In the past few years, there has been a significant shift favouring purchasing buy-to-let properties under a Limited company. A Limited company is a legal framework that divides the obligations of the company shareholders from those of the company itself. Almost half of UK buy-to-let property purchases are now made through a limited company (GetGround). Modifications to the mortgage tax relief regulations are the main reason for this.
George Osborne began amending property laws in 2015, which resulted in landlords being unable to deduct mortgage payments from rental income. This has meant that landlords nowadays pay more taxes. Many landlords who hold property now see it as advantageous to hold their investments in a Limited company structure in order to pay corporation tax.
- Less tax
Rental profits generated in a limited company are not taxed at the same rates as personal income. Rather, companies must pay Corporation Tax, which is set at 19% and has no higher levels. Personal ownership means that rental income is seen as another form of income. As the rental income is added to your other revenues, this can push you into a higher tax bracket.
- Claim back your expenses
Mortgage payments can be treated as an expenditure in a limited company structure. Limited companies can deduct the whole of their mortgage interest from rental income profits. This is no longer the case for private ownership.
- Protect the investor
In the event that something turns out badly with your new property investment, forming a limited company can safeguard your personal finances. This is due to the fact that directors of a limited companies are only liable to a certain extent.
A limited company also allows you a lot of options in terms of how you make money from your real estate business. In order to still have access to a government pension and reduce personal tax, many shareholders of limited companies choose to pay themselves a salary, dividends, and executives’ loan repayment.
- Less inheritance tax
Through a limited company, landlords can apply for a Business Property Relief which can help save a lot of money on inheritance tax when transferring assets.
- Higher mortgage rates
While limited companies can obtain mortgages just like individuals can, many lenders will demand higher interest rates as a result of the privilege. Lenders can see it as a bigger risk to lend to companies hence the higher interest rates.
- No Capital Gains Tax (CGT) Allowance
Capital gains tax allowance allows a privately owned property landlord to save on some of the taxes associated with selling a property. Capital gains tax can be extremely high and considerably reduce the amount of profit one makes, in 2021-2022 corporations would have saved £12,300.
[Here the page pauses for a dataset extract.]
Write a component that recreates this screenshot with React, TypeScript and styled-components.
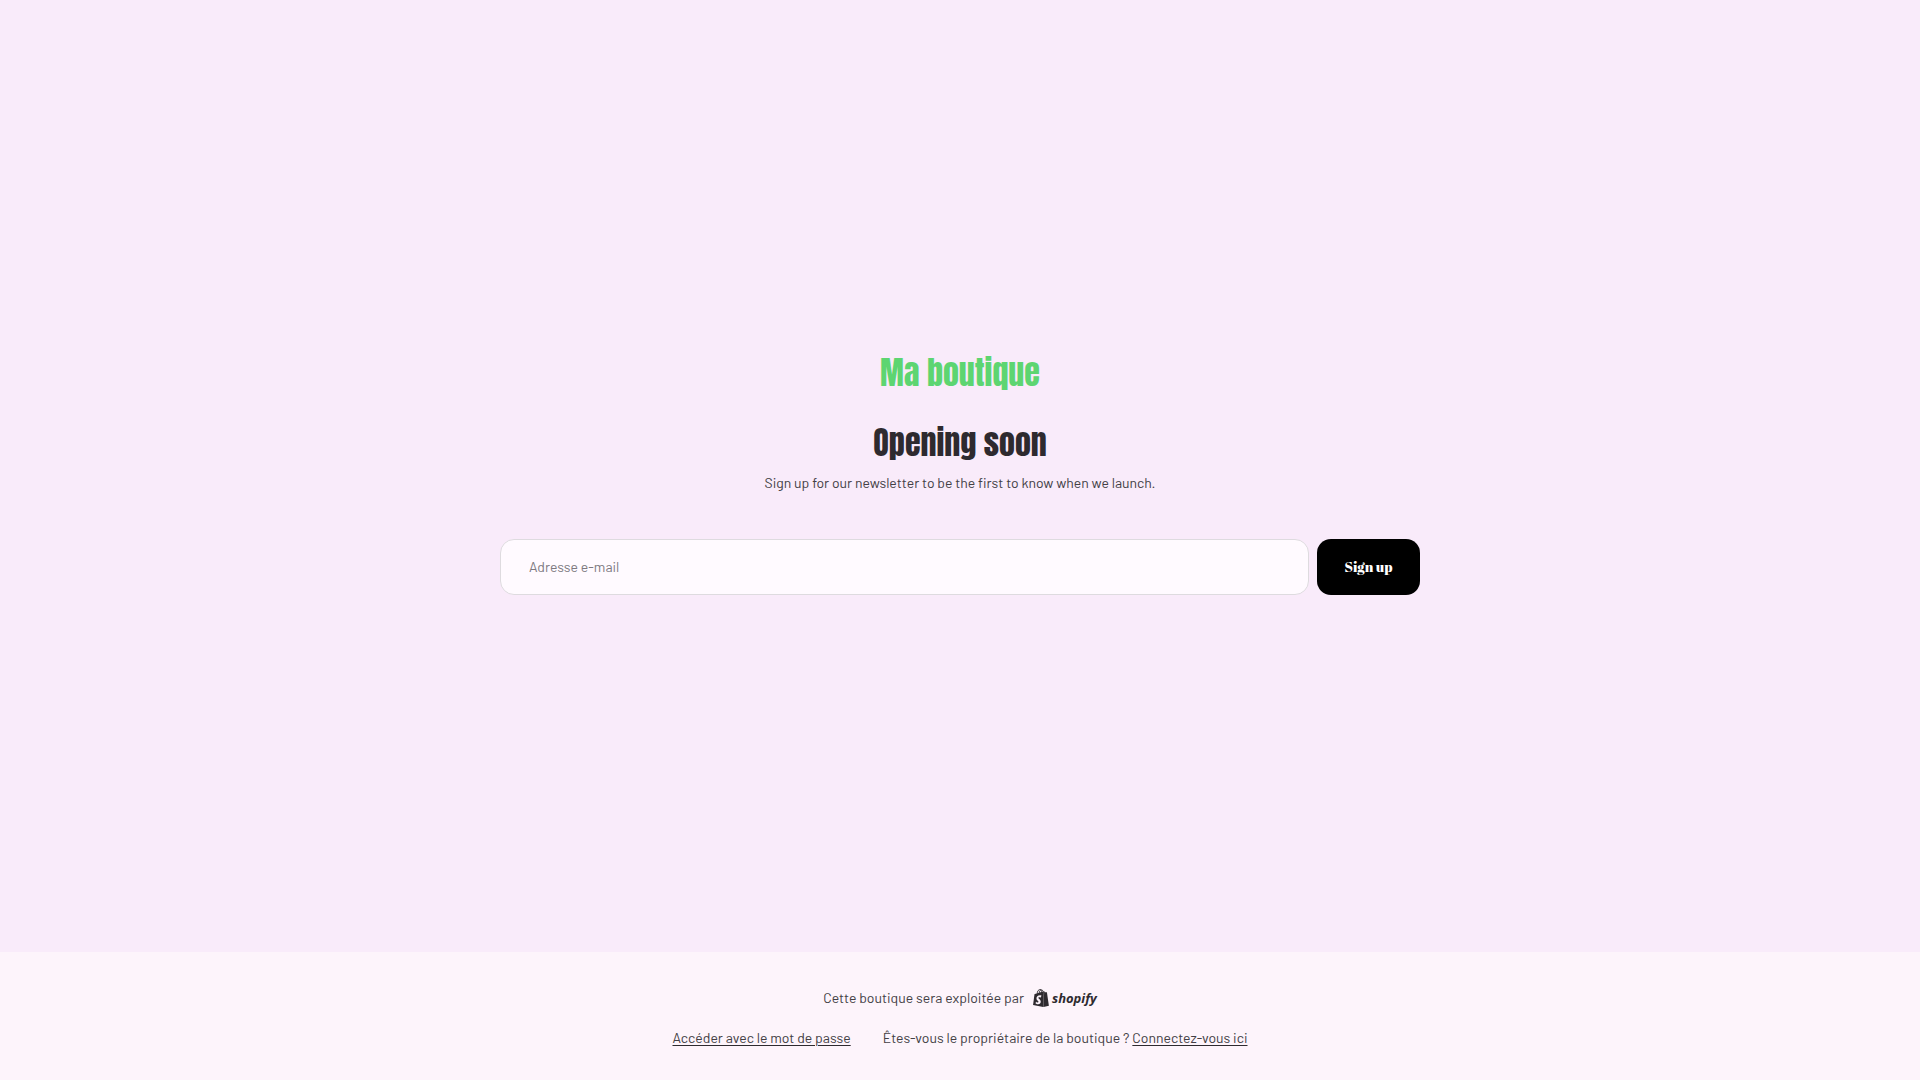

As corporation and dividend tax rates are significantly lower than the income tax rate for personal ownership it is not surprising that this has become a popular route to investing in buy-to-let. We advise that despite the drawbacks, if you are planning on buying a property as an investment, creating a company structure can greatly benefit the cash flow of your investment. The tax benefits can be seen particularly when you start growing your property portfolio and own more than one buy-to-let.